What a Consistency Model Actually Promises
A consistency model is a precise statement about what a reader is allowed to observe given the writes that have happened. It is not about whether data is correct. It is about ordering and visibility. The strongest model, linearizability, says every operation appears to take effect at a single instant between its start and finish, so once any reader sees a new value, no reader can ever see the old one again. The system behaves as if there were one copy of the data and one global clock, even though there are many copies spread across machines.
Sequential consistency relaxes the global-clock part. All operations still appear in some single total order that every process agrees on, and each process's own operations keep their program order, but that order does not have to match real wall-clock time. Causal consistency relaxes further: it only guarantees that operations which are causally related (a reply must come after the message it answers) are seen in the right order everywhere. Unrelated operations can be seen in different orders by different readers, which is usually fine and much cheaper to provide.
Below those sit the session guarantees, which scope the promise to a single user's session rather than the whole system. Read-your-writes means you always see your own latest update. Monotonic reads means time never goes backward for you, so you will not see a value disappear after you have already seen it. Monotonic writes means your own writes are applied in the order you issued them. These are the guarantees users actually notice, and they are often the practical sweet spot.
Consistency in Databases: Isolation and Serializability
Distributed-systems consistency and database isolation describe the same problem from two angles. Where consistency models talk about replicas, transaction isolation talks about concurrent transactions touching shared rows. Serializability is the gold standard: the result of running transactions concurrently is identical to some order in which they ran one at a time. No lost updates, no anomalies, no surprises. It is the transactional cousin of linearizability and it is the easiest model to reason about, which is why it is worth the cost when money or inventory is involved.
Snapshot isolation is the model most production databases actually default to, and it is the one most engineers run without realizing it. Each transaction reads from a consistent snapshot taken at its start, so reads never block writes and writes never block reads. It eliminates most anomalies but allows write skew, where two transactions each read a shared state, each decide their write is safe, and together violate an invariant that neither broke alone. Knowing that snapshot isolation is not serializable, and knowing exactly which anomaly slips through, is the difference between a system that quietly corrupts data under load and one that does not.

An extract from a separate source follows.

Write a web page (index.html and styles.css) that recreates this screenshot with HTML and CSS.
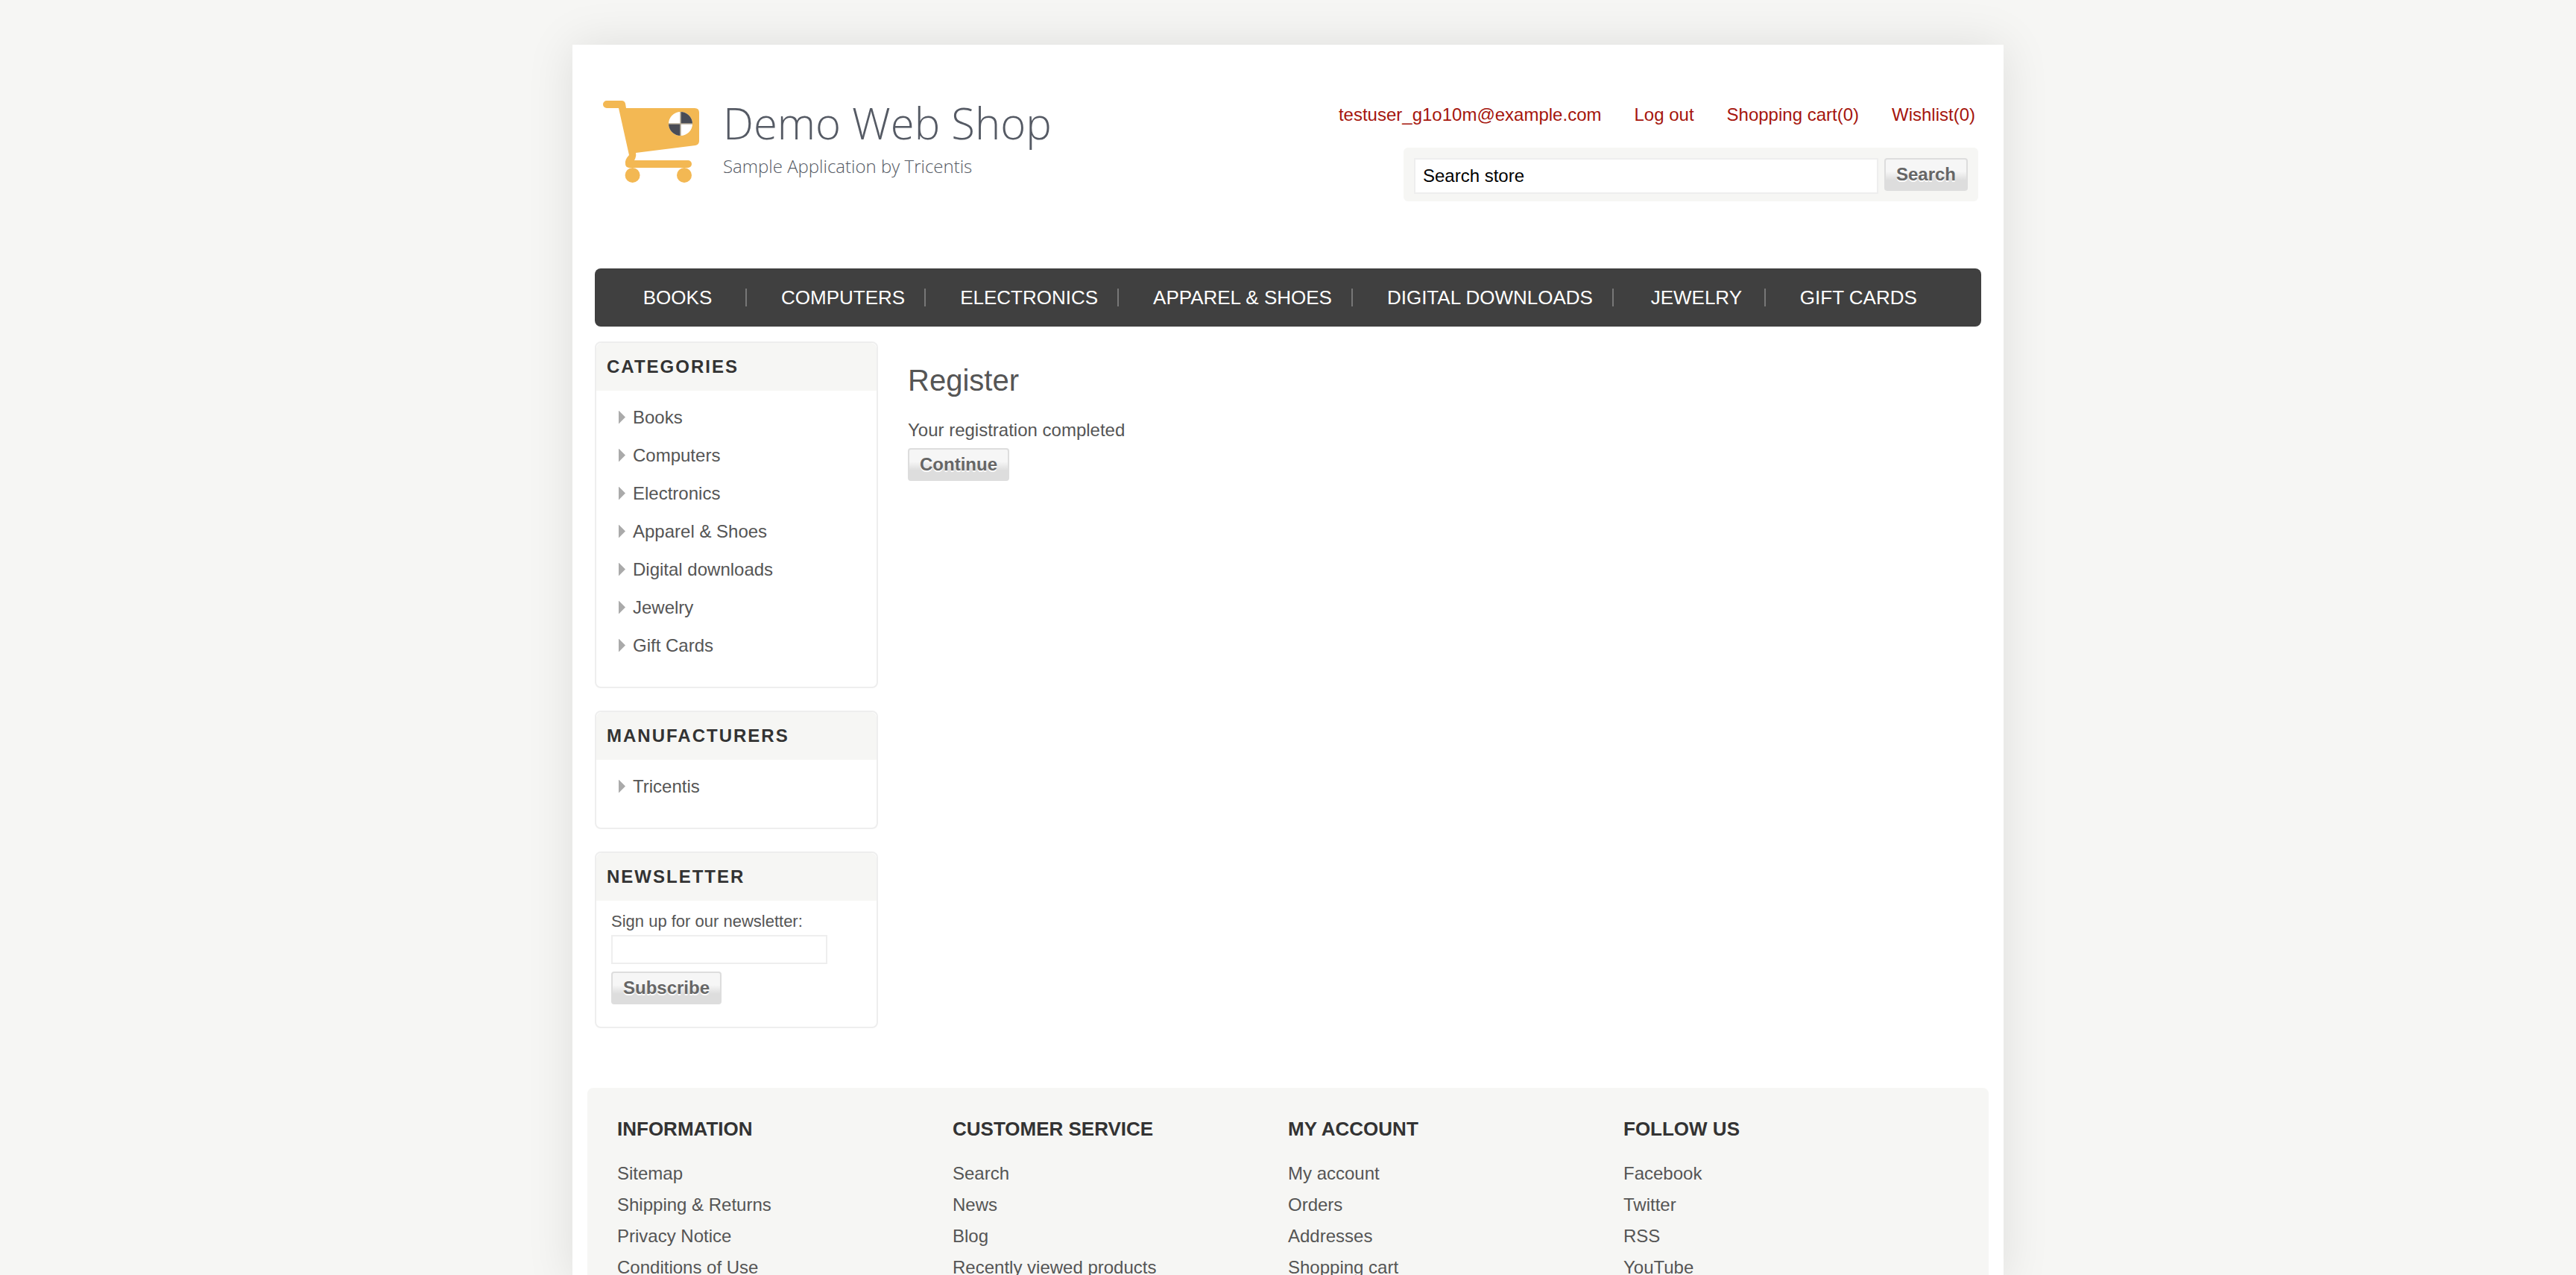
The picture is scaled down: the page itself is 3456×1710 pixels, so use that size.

Underneath all of these guarantees is durability, and durability is its own set of lessons here. Write-ahead logging records the intent to change data before the data itself is touched, so a crash mid-write can be replayed or rolled back cleanly. Checkpointing and snapshotting bound how much of that log has to be replayed after a restart. Point-in-time recovery uses the log plus a base snapshot to rebuild state as it existed at any chosen moment, which is what turns an accidental mass-delete into a recoverable incident rather than a resume-updating event.
Choosing a Model and Living With the Trade-Off
The honest framing is the CAP and PACELC tension: when the network splits, you choose between staying consistent and staying available, and even when the network is healthy you trade latency against consistency. Strong models like linearizability require coordination on every operation, which means cross-node round trips, higher tail latency, and an inability to serve writes when a quorum cannot be reached. Weak models skip the coordination, answer locally, and stay up through partitions, but hand you the job of resolving the disagreements they allow.
The right answer is per-feature, not per-system. A bank ledger or a seat-booking flow wants serializability or linearizability, because showing two truths there is a financial bug. A social feed, a like counter, or a presence indicator is perfectly happy with causal or eventual consistency, because a reader seeing a slightly stale count costs nothing and the latency savings are large. Most real products mix both: a strong core for the parts that move money or enforce uniqueness, and a fast eventually-consistent layer for everything else.
When you accept weak consistency, you need a strategy for the conflicts it produces, which is where the last cluster of lessons lives. Conflict resolution covers the policies: last-write-wins is simple but silently drops data, while smarter merges preserve intent. CRDTs (conflict-free replicated data types) are data structures whose merge operation is mathematically guaranteed to converge no matter the order updates arrive, which is how shopping carts and counters stay correct without a coordinator. Operational transformation solves the same merge problem for ordered text, transforming concurrent edits against each other so two people typing in the same paragraph end up with the same document.
How Real Systems Apply These Ideas
Google Spanner is the headline example of buying strong consistency at scale. It uses synchronized atomic clocks (the TrueTime API) to give external, linearizable transactions across data centers, which is why Google runs critical systems on a database that behaves like a single machine spanning continents. The price is that every commit waits out a small clock-uncertainty window. Amazon's DynamoDB takes the opposite stance by default, offering eventually consistent reads for speed and cost, with strongly consistent reads available as an explicit, more expensive option, so teams choose the guarantee per query.
Collaborative editors made these models visible to everyone. Google Docs is built on operational transformation so dozens of people can type at once and converge on the same document. Figma and many newer tools lean on CRDTs for the same reason, since CRDTs avoid the central transformation server that OT typically needs. Apple's Notes and offline-first mobile apps use CRDT-style merging so edits made on a plane reconcile cleanly when the device reconnects.
On the durability side, every serious database you have used runs the patterns in this category. PostgreSQL's write-ahead log is the source of truth for crash recovery and for streaming replication to standbys. Its base backups plus archived WAL are exactly what point-in-time recovery reads to rewind a database to the second before a bad migration. Redis offers both snapshotting (periodic point-in-time dumps) and an append-only log, letting operators trade durability against write throughput. These are not exotic features. They are the reason your data is still there after the process that wrote it crashed.